Black box information can come in handy in proving the facts of a car, truck or motorcycle accident when there is a dispute about what happened in the accident, or when one or more parties involved in the crash do not remember the event or passed away because of the crash.
What is the black box?
The black box is also known as the “event data recorder” or “electronic control module”. It is related to the air bag control and deployment system in all most vehicles. For years, there was no third party software to access this information but recently almost all manufacturers allow this information to be downloaded.

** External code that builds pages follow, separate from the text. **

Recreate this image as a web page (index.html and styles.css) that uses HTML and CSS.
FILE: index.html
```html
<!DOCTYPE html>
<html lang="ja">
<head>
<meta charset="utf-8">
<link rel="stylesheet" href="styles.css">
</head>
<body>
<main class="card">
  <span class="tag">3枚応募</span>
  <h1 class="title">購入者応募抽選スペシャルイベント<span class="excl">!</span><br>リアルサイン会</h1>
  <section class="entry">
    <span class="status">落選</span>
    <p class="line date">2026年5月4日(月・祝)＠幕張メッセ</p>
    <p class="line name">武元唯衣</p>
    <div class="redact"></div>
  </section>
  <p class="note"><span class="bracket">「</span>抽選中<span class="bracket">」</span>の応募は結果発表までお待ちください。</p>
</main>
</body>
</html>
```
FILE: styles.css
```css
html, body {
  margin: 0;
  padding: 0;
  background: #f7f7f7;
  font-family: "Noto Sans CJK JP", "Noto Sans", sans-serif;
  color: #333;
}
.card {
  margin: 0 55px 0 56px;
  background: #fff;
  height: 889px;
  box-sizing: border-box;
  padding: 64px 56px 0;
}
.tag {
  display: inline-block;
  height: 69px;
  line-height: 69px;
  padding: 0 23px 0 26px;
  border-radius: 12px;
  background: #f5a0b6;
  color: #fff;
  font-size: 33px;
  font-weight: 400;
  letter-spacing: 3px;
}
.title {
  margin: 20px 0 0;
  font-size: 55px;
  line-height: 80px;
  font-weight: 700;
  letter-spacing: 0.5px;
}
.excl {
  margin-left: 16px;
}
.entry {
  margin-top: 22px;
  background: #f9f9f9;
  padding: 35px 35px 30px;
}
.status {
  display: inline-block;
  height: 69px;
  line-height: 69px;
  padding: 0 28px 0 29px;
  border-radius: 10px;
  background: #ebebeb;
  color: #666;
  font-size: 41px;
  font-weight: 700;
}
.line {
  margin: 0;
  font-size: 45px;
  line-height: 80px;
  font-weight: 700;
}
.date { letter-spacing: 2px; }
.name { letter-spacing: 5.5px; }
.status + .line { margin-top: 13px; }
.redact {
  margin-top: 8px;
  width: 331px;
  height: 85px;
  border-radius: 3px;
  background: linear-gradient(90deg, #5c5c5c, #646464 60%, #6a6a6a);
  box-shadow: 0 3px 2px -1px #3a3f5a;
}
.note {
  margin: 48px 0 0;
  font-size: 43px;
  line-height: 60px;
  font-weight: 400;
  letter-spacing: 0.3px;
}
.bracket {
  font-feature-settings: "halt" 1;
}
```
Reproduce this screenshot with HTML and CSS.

How does the black box work?
Simply, the black box will capture information (the specific information that it captures depends on the manufacturer of the vehicle) from 5 seconds before an “event” that triggers the algorithm (wakes up the computer) until the vehicle comes to rest. Most of the time, the “event” that wakes up the computer is a sudden deceleration (slowing) – which is a typical event in car crashes.
When do we get Black Box information?
We go out and get this information in significant injury or death cases when speed or direction of the vehicles is an issue of contention. In these cases, when our accident reconstructionist is able to capture the black box data and couple it with the information that they're able to gather from the scene like skid marks, gouge marks on the pavement, final rest of the vehicles and photographs of the scene, they are able to come up with pre-accident speed, speed at the point of impact, post-accident speed, and position of the vehicles at impact.
In significant injury or death cases this information can mean the difference between compensation and no compensation for the injured person or their family. This is why it is best for seriously injured folks or the family of folks who have died because of a crash, to retain an experienced injury and accident lawyer from the beginning. Remember if the necessary information is not preserved immediately it could be lost forever and destroy the chances of proving a case.